09:03 PM
BOX Moves Ticker to Linux
For the Boston Stock Exchange to remain competitive, its ticker-processing software must provide brokers with a constant feed of data that can be used to price stock orders. If this flow of information wavers, traders lose out - a fact not lost on the exchange as it migrated its ticker-processing application to a Linux platform in April.
The exchange's Market Access ticker-processing software from Boston-based Market Systems Technology distributes a feed of consolidated data from the Securities Industry Automation Corp., which supports order processing, trading, market data reporting, trade comparison, surveillance, clearance and settlement for a range of securities, to brokers. The software is the underpinning of a critical information service that the exchange offers to its brokers, says Tom Targonski, project management office VP for the Boston Stock Exchange, the fastest-growing stock exchange in the U.S. "If it went down, they couldn't trade effectively," he says.

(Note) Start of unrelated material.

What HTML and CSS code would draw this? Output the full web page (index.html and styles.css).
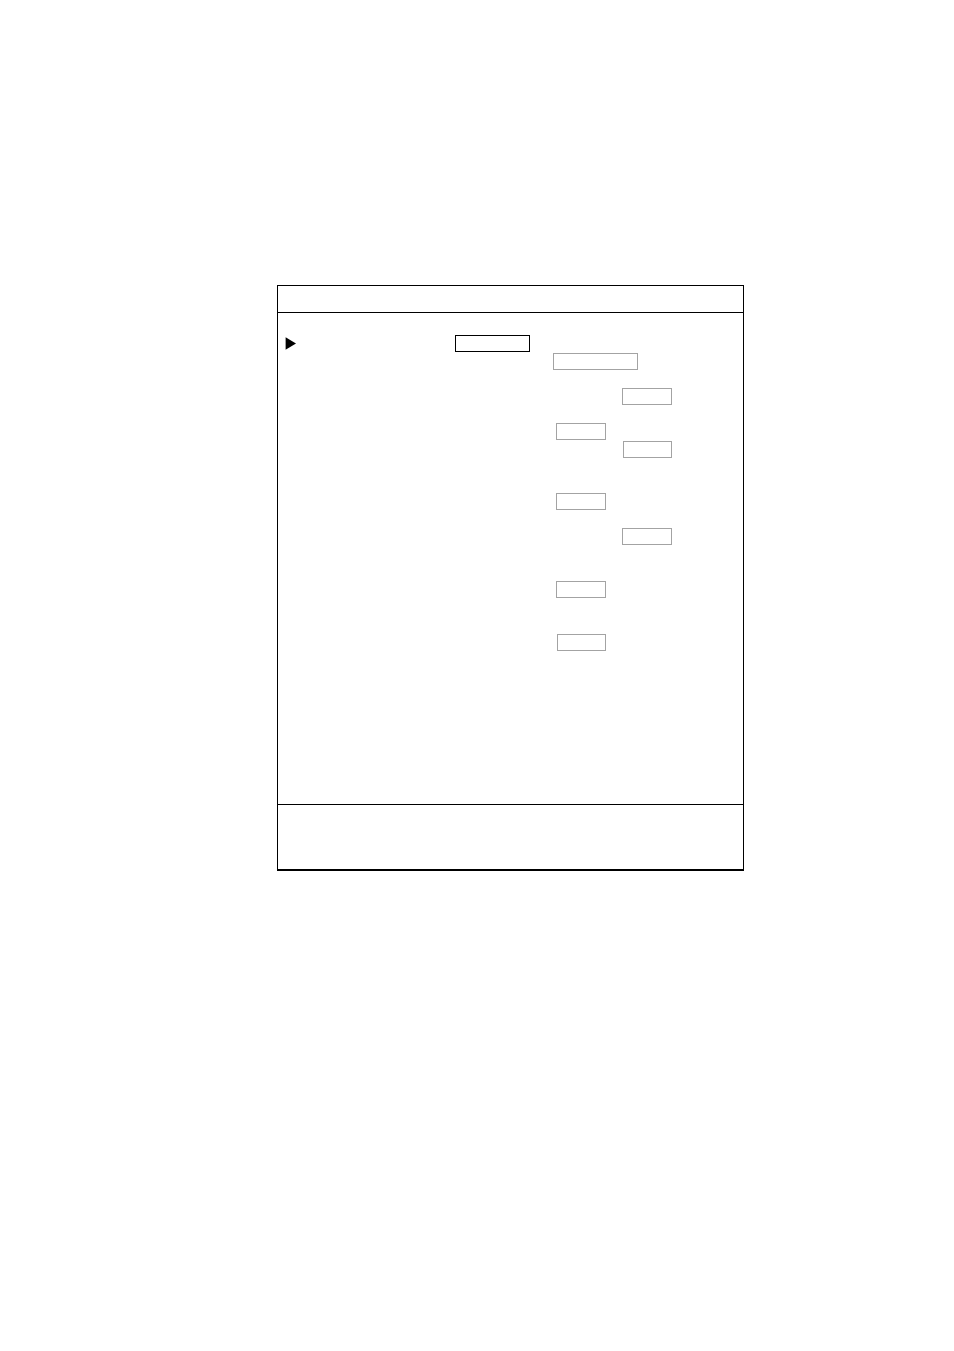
FILE: index.html
```html
<!DOCTYPE html>
<html lang="en">
<head>
<meta charset="utf-8">
<meta name="viewport" content="width=device-width, initial-scale=1">
<title>Menu</title>
<link rel="stylesheet" href="styles.css">
</head>
<body>
<main class="page">
  <form class="panel">
    <header class="panel-header"></header>
    <div class="panel-body">
      <div class="row row-active">
        <svg class="cursor" viewBox="0 0 12 13" aria-hidden="true"><path d="M0.6 0.3 L11 6.5 L0.6 12.7 Z"/></svg>
        <input class="field field-active" type="text" aria-label="Field 1">
      </div>
      <div class="row row-wide gap-tight"><input class="field" type="text" aria-label="Field 2"></div>
      <div class="row gap-line"><input class="field field-outer" type="text" aria-label="Field 3"></div>
      <div class="row gap-line"><input class="field field-inner" type="text" aria-label="Field 4"></div>
      <div class="row gap-tight"><input class="field field-outer field-short" type="text" aria-label="Field 5"></div>
      <div class="row gap-double"><input class="field field-inner" type="text" aria-label="Field 6"></div>
      <div class="row gap-line"><input class="field field-outer" type="text" aria-label="Field 7"></div>
      <div class="row gap-section"><input class="field field-inner" type="text" aria-label="Field 8"></div>
      <div class="row gap-section"><input class="field field-inner field-short" type="text" aria-label="Field 9"></div>
    </div>
    <footer class="panel-footer"></footer>
  </form>
</main>
</body>
</html>
```
FILE: styles.css
```css
* {
  box-sizing: border-box;
}

body {
  margin: 0;
  background: #fff;
  font-family: "Liberation Sans", Arial, sans-serif;
  font-size: 12px;
}

.page {
  padding: 285px 210px 285px 277px;
}

.panel {
  border: 1px solid #000;
  border-bottom-width: 2px;
}

.panel-header {
  min-height: 27px;
  border-bottom: 1px solid #000;
}

.panel-body {
  padding: 22px 0 153px;
}

.panel-footer {
  min-height: 65px;
  border-top: 1px solid #000;
}

.row {
  display: grid;
  grid-template-columns: 278px 50px 16px 50px;
  min-height: 17px;
}

.row-active {
  grid-template-columns: 12px 75px;
  column-gap: 158px;
  padding-left: 7px;
  align-items: center;
}

.row-wide {
  grid-template-columns: 85px;
  padding-left: 275px;
}

.gap-tight {
  margin-top: 1px;
}

.gap-line {
  margin-top: 18px;
}

.gap-double {
  margin-top: 35px;
}

.gap-section {
  margin-top: 36px;
}

.cursor {
  display: block;
  width: 12px;
  height: 13px;
  fill: #000;
}

.field {
  width: 100%;
  height: 17px;
  margin: 0;
  padding: 0 3px;
  border: 1px solid #a3a3a3;
  border-radius: 0;
  background: #fff;
  font: inherit;
}

.field-active {
  border-color: #000;
}

.field-inner {
  grid-column: 2;
}

.field-outer {
  grid-column: 4;
}

.field-short {
  width: 49px;
  justify-self: end;
}
```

The migration of Market Access from a fault-tolerant Continuum server from Maynard, Mass.-based Stratus Technologies, its home for more than a decade, to a newer Stratus ftServer T Series will put the ticker-processing software on a lower-cost platform that runs on Intel rather than RISC processors, and on the Linux open-source operating system rather than Stratus' proprietary virtual operating system (VOS). A smaller system running industry-standard microprocessors and an open-source operating system cuts the up-front and maintenance costs for the hardware and eliminates any operating system licensing fees, notes Targonski, who declines to cite specific cost savings for the exchange.
The moves by Stratus and Market Systems Technology to incorporate Linux into their products encouraged the Boston Stock Exchange to give the operating system a try. "The move has been relatively easy in terms of porting the [ticker-processing] application to Linux ," Targonski says.
"We wanted this to be transparent to the traders on the floor."
The exchange isn't considering moving any of its other systems, including its order-routing network, to Linux. The exchange developed that system - Beacon, or Boston Exchange Automated Communication and Order-Routing Network - in 1986 to integrate exchange trading and information systems. Subsequent developments to the Beacon system, which also runs on a fault-tolerant Stratus server, have made it possible to eliminate the use of paper order tickets on the floor by using Sun Microsystems workstations.